With AR, for example, 5G means that headsets can be mobile instead of tethered with the same capabilities because 5G allows for sharing larger datasets in an untethered world. The data centers' traditional walls are being broken down.  

If you do not have much tech support or detailed knowledge of keeping your systems running, you can run it all in the cloud. If you do not want your data on the cloud, you can do a version that's on-prem over a private network that gives you all the types of functionality to aggregate and correlate data to provide a high-level understanding of what is happening in your system in a secure, cost-effective way.  

Your data can now reside on edge, in the cloud, on-prem, or in what Cisco calls the fog. It does not matter where your application runs so that you can use the most cost-effective model. For example, there are massive savings in not having a hardwiring component or using a private LTE structure rather than Wi-Fi access points in industrial spaces. Getting these types of costs down will lead to the ability to have super-rich data. These cost and physical connectivity barriers are what has been missing for IoT to take off the way everyone predicted.  

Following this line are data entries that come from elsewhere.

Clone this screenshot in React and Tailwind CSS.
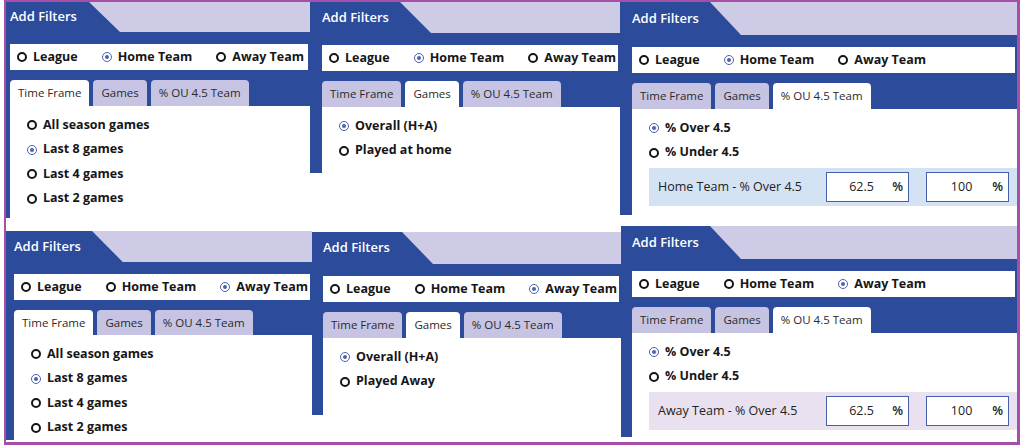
import React from "react";

const scopes = ["League", "Home Team", "Away Team"];
const tabs = ["Time Frame", "Games", "% OU 4.5 Team"];

// small round radio, checked ones are the thin blue ring with a dot
const Radio = ({ checked }) =>
  checked ? (
    <span className="flex h-[10px] w-[10px] shrink-0 items-center justify-center rounded-full border-[1.5px] border-[#4b63ab]">
      <span className="h-[4px] w-[4px] rounded-full bg-[#4b63ab]" />
    </span>
  ) : (
    <span className="h-[10px] w-[10px] shrink-0 rounded-full border-2 border-[#151515]" />
  );

const Option = ({ checked, children }) => (
  <div className="flex h-[24.5px] items-center gap-[6px] text-[12.5px] font-bold text-[#161616]">
    <Radio checked={checked} />
    <span>{children}</span>
  </div>
);

const ValueBox = ({ value }) => (
  <div className="flex h-[30px] w-[83px] items-center border border-[#4560a8] bg-white text-[12.5px] text-[#222]">
    <span className="flex-1 pl-[4px] text-center">{value}</span>
    <span className="pr-[5px] font-semibold">%</span>
  </div>
);

const RangeRow = ({ label, tone }) => (
  <div className={`mt-[3px] flex h-[38px] items-center pl-[9px] pr-[8px] ${tone}`}>
    <span className="text-[12.5px] font-medium text-[#222]">{label}</span>
    <div className="ml-auto flex gap-[17px]">
      <ValueBox value="62.5" />
      <ValueBox value="100" />
    </div>
  </div>
);

const Panel = ({ box, textPad, edge, headH, tabW, scope, tab, children }) => (
  <div className={`flex shrink-0 flex-col bg-[#2c4b9b] ${box}`}>
    {/* header: blue tab with a slanted edge into the lavender strip */}
    <div className={`flex ${headH}`}>
      <div
        className={`flex items-center ${tabW} ${textPad} text-[13px] font-semibold text-white`}
      >
        Add Filters
      </div>
      <div className="flex-1 bg-[#cdcbe6] [clip-path:polygon(0_0,100%_0,100%_100%,31px_100%)]" />
    </div>

    {/* scope radios */}
    <div
      className={`mt-[12px] mr-[2px] flex h-[26px] items-center gap-[24px] bg-white pl-[7px] ${edge}`}
    >
      {scopes.map((s, i) => (
        <div
          key={s}
          className="flex items-center gap-[6px] text-[12.5px] font-bold text-[#161616]"
        >
          <Radio checked={i === scope} />
          <span>{s}</span>
        </div>
      ))}
    </div>

    {/* tabs */}
    <div className={`mt-[10px] flex h-[26px] gap-[4px] ${edge}`}>
      {tabs.map((t, i) => (
        <div
          key={t}
          className={`flex items-center rounded-t-[4px] px-[8px] text-[11.5px] font-medium text-[#2a2a2a] ${
            i === tab ? "bg-white" : "bg-[#c6c4e2]"
          }`}
        >
          {t}
        </div>
      ))}
    </div>

    {/* tab body */}
    <div className={`flex-1 bg-white ${edge}`}>
      <div className="flex flex-col pt-[7px] pl-[17px]">{children}</div>
    </div>
  </div>
);

const TimeFrame = () => (
  <>
    <Option>All season games</Option>
    <Option checked>Last 8 games</Option>
    <Option>Last 4 games</Option>
    <Option>Last 2 games</Option>
  </>
);

const App = () => {
  return (
    <div className="h-[447px] w-[1024px] overflow-hidden bg-white font-['Open_Sans','Liberation_Sans',sans-serif]">
      <div className="ml-[4px] flex h-[445px] w-[1016px] flex-col border-2 border-r-[3px] border-b-[3px] border-[#a54fa8]">
        {/* Home team row */}
        <div className="flex h-[224px] items-start">
          <Panel
            box="w-[304px] h-[216px]"
            textPad="pl-[4px]"
            edge="ml-[4px]"
            headH="h-[30px]"
            tabW="w-[83px]"
            scope={1}
            tab={0}
          >
            <TimeFrame />
          </Panel>
          <Panel
            box="w-[310px] h-[171px]"
            textPad="pl-[12px]"
            edge="ml-[12px]"
            headH="h-[31px]"
            tabW="w-[90px]"
            scope={1}
            tab={1}
          >
            <Option checked>Overall (H+A)</Option>
            <Option>Played at home</Option>
          </Panel>
          <Panel
            box="w-[397px] h-[213px]"
            textPad="pl-[12px]"
            edge="ml-[12px]"
            headH="h-[33px]"
            tabW="w-[90px]"
            scope={1}
            tab={2}
          >
            <Option checked>% Over 4.5</Option>
            <Option>% Under 4.5</Option>
            <RangeRow label="Home Team - % Over 4.5" tone="bg-[#d4e3f4]" />
          </Panel>
        </div>

        {/* Away team row */}
        <div className="flex items-start">
          <Panel
            box="w-[306px] h-[209px] mt-[5px]"
            textPad="pl-[8px]"
            edge="ml-[8px]"
            headH="h-[32px]"
            tabW="w-[86px]"
            scope={2}
            tab={0}
          >
            <TimeFrame />
          </Panel>
          <Panel
            box="w-[309px] h-[183px] mt-[6px]"
            textPad="pl-[11px]"
            edge="ml-[11px]"
            headH="h-[32px]"
            tabW="w-[90px]"
            scope={2}
            tab={1}
          >
            <Option checked>Overall (H+A)</Option>
            <Option>Played Away</Option>
          </Panel>
          <Panel
            box="w-[396px] h-[211px]"
            textPad="pl-[11px]"
            edge="ml-[11px]"
            headH="h-[33px]"
            tabW="w-[89px]"
            scope={2}
            tab={2}
          >
            <Option checked>% Over 4.5</Option>
            <Option>% Under 4.5</Option>
            <RangeRow label="Away Team - % Over 4.5" tone="bg-[#e9e1f0]" />
          </Panel>
        </div>
      </div>
    </div>
  );
};

export default App;
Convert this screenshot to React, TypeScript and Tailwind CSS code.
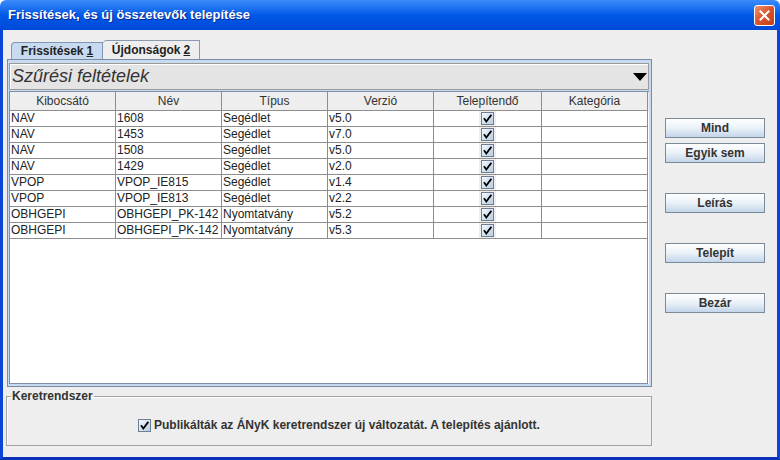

Anna predicts that for non-control applications, the next two years will be different because of 5G. A simple example is that in industry, someone could take their regular PC out of the office and onto the factory floor and do everything there. 5G will change what is possible concerning controlling and controlling robots and machines over a wireless network in the next five years. The next level of transformation will be that you can control a wireless network and do it safely and effectively, putting no one at risk. This will take a lot of validation and stringency of review, but it is on the horizon.  

Also, it will be exciting what your favorite cloud service provider and telecommunications company will do together to change what is possible from a services standpoint.